▶ _TASK TO CARRY OUT_
Return the records word for word. Any pictures in them are not part of the copy.

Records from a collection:

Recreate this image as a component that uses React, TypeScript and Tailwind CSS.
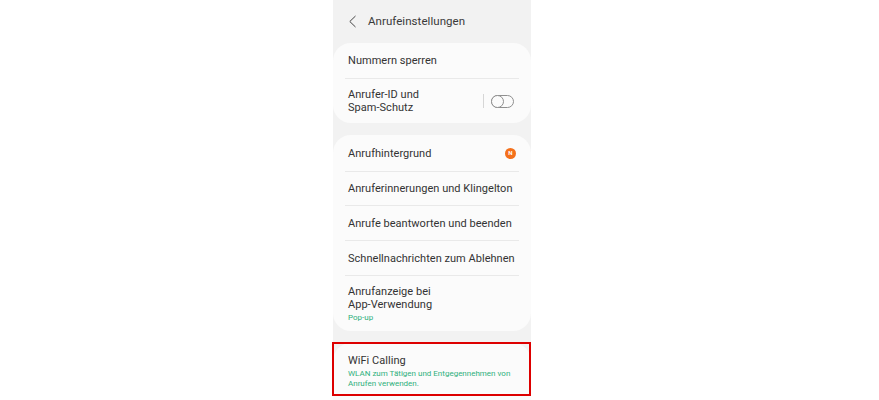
function Row({ children, className = "" }: { children: React.ReactNode; className?: string }) {
  return <div className={`flex items-center justify-between whitespace-nowrap px-[15px] text-[11px] leading-[13px] tracking-[0.03px] text-[#333] ${className}`}>{children}</div>;
}

function Divider() {
  return <div className="mx-[12px] h-px bg-[#e9e9e9]" />;
}

export default function App() {
  return (
    <div className="relative h-[400px] w-[879px] overflow-hidden bg-white font-['Roboto',sans-serif]">
      <div className="ml-[333px] flex h-[400px] w-[198px] flex-col bg-[#f2f2f2]">
        <div className="flex h-[43px] shrink-0 items-center pl-[15px]">
          <svg width="9" height="13" viewBox="0 0 9 13" fill="none" stroke="#444" strokeWidth="1">
            <path d="M7.5 1 L1.8 6.5 L7.5 12" />
          </svg>
          <span className="ml-[11px] text-[11.5px] tracking-[0.05px] text-[#3a3a3a]">Anrufeinstellungen</span>
        </div>
        <div className="rounded-[18px] bg-[#fbfbfb]">
          <Row className="h-[35px]">Nummern sperren</Row>
          <Divider />
          <Row className="h-[44px]">
            <span>Anrufer-ID und<br />Spam-Schutz</span>
            <span className="mr-[2px] flex items-center">
              <span className="mr-[7px] h-[14px] w-px bg-[#d6d6d6]" />
              <span className="relative block h-[13px] w-[23px] rounded-full border border-[#8f8f8f]">
                <span className="absolute left-[-1px] top-[-1px] h-[13px] w-[13px] rounded-full border border-[#8f8f8f] bg-[#fbfbfb]" />
              </span>
            </span>
          </Row>
        </div>
        <div className="mt-[12px] rounded-[18px] bg-[#fbfbfb]">
          <Row className="h-[36px]">
            <span>Anrufhintergrund</span>
            <span className="flex h-[11px] w-[11px] items-center justify-center rounded-full bg-[#f4701b] text-[6px] font-bold leading-none text-white">N</span>
          </Row>
          <Divider />
          <Row className="h-[33px]">Anruferinnerungen und Klingelton</Row>
          <Divider />
          <Row className="h-[34px]">Anrufe beantworten und beenden</Row>
          <Divider />
          <Row className="h-[34px]">Schnellnachrichten zum Ablehnen</Row>
          <Divider />
          <div className="h-[55px] px-[15px] pt-[9px] text-[11px] leading-[13px] tracking-[0.03px] text-[#333]">
            Anrufanzeige bei<br />App-Verwendung
            <div className="mt-[1px] text-[8px] leading-[11px] tracking-normal text-[#2fb07c]">Pop-up</div>
          </div>
        </div>
        <div className="mt-[12px] flex-1 rounded-t-[18px] bg-[#fbfbfb] px-[15px] pt-[10px]">
          <div className="text-[11px] leading-[16px] tracking-[0.03px] text-[#333]">WiFi Calling</div>
          <div className="text-[8px] leading-[10px] text-[#2fb07c]">WLAN zum Tätigen und Entgegennehmen von<br />Anrufen verwenden.</div>
        </div>
      </div>
      <div className="absolute left-[332px] top-[342px] h-[54px] w-[199px] border-2 border-[#dd0000]" />
    </div>
  );
}
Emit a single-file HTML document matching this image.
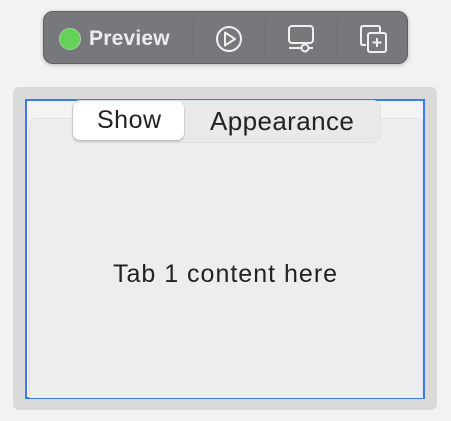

▶ _THE RESPONSE_
Recreate this image as a component that uses React, TypeScript and Tailwind CSS.
function Row({ children, className = "" }: { children: React.ReactNode; className?: string }) {
  return <div className={`flex items-center justify-between whitespace-nowrap px-[15px] text-[11px] leading-[13px] tracking-[0.03px] text-[#333] ${className}`}>{children}</div>;
}

function Divider() {
  return <div className="mx-[12px] h-px bg-[#e9e9e9]" />;
}

export default function App() {
  return (
    <div className="relative h-[400px] w-[879px] overflow-hidden bg-white font-['Roboto',sans-serif]">
      <div className="ml-[333px] flex h-[400px] w-[198px] flex-col bg-[#f2f2f2]">
        <div className="flex h-[43px] shrink-0 items-center pl-[15px]">
          <svg width="9" height="13" viewBox="0 0 9 13" fill="none" stroke="#444" strokeWidth="1">
            <path d="M7.5 1 L1.8 6.5 L7.5 12" />
          </svg>
          <span className="ml-[11px] text-[11.5px] tracking-[0.05px] text-[#3a3a3a]">Anrufeinstellungen</span>
        </div>
        <div className="rounded-[18px] bg-[#fbfbfb]">
          <Row className="h-[35px]">Nummern sperren</Row>
          <Divider />
          <Row className="h-[44px]">
            <span>Anrufer-ID und<br />Spam-Schutz</span>
            <span className="mr-[2px] flex items-center">
              <span className="mr-[7px] h-[14px] w-px bg-[#d6d6d6]" />
              <span className="relative block h-[13px] w-[23px] rounded-full border border-[#8f8f8f]">
                <span className="absolute left-[-1px] top-[-1px] h-[13px] w-[13px] rounded-full border border-[#8f8f8f] bg-[#fbfbfb]" />
              </span>
            </span>
          </Row>
        </div>
        <div className="mt-[12px] rounded-[18px] bg-[#fbfbfb]">
          <Row className="h-[36px]">
            <span>Anrufhintergrund</span>
            <span className="flex h-[11px] w-[11px] items-center justify-center rounded-full bg-[#f4701b] text-[6px] font-bold leading-none text-white">N</span>
          </Row>
          <Divider />
          <Row className="h-[33px]">Anruferinnerungen und Klingelton</Row>
          <Divider />
          <Row className="h-[34px]">Anrufe beantworten und beenden</Row>
          <Divider />
          <Row className="h-[34px]">Schnellnachrichten zum Ablehnen</Row>
          <Divider />
          <div className="h-[55px] px-[15px] pt-[9px] text-[11px] leading-[13px] tracking-[0.03px] text-[#333]">
            Anrufanzeige bei<br />App-Verwendung
            <div className="mt-[1px] text-[8px] leading-[11px] tracking-normal text-[#2fb07c]">Pop-up</div>
          </div>
        </div>
        <div className="mt-[12px] flex-1 rounded-t-[18px] bg-[#fbfbfb] px-[15px] pt-[10px]">
          <div className="text-[11px] leading-[16px] tracking-[0.03px] text-[#333]">WiFi Calling</div>
          <div className="text-[8px] leading-[10px] text-[#2fb07c]">WLAN zum Tätigen und Entgegennehmen von<br />Anrufen verwenden.</div>
        </div>
      </div>
      <div className="absolute left-[332px] top-[342px] h-[54px] w-[199px] border-2 border-[#dd0000]" />
    </div>
  );
}
Emit a single-file HTML document matching this image.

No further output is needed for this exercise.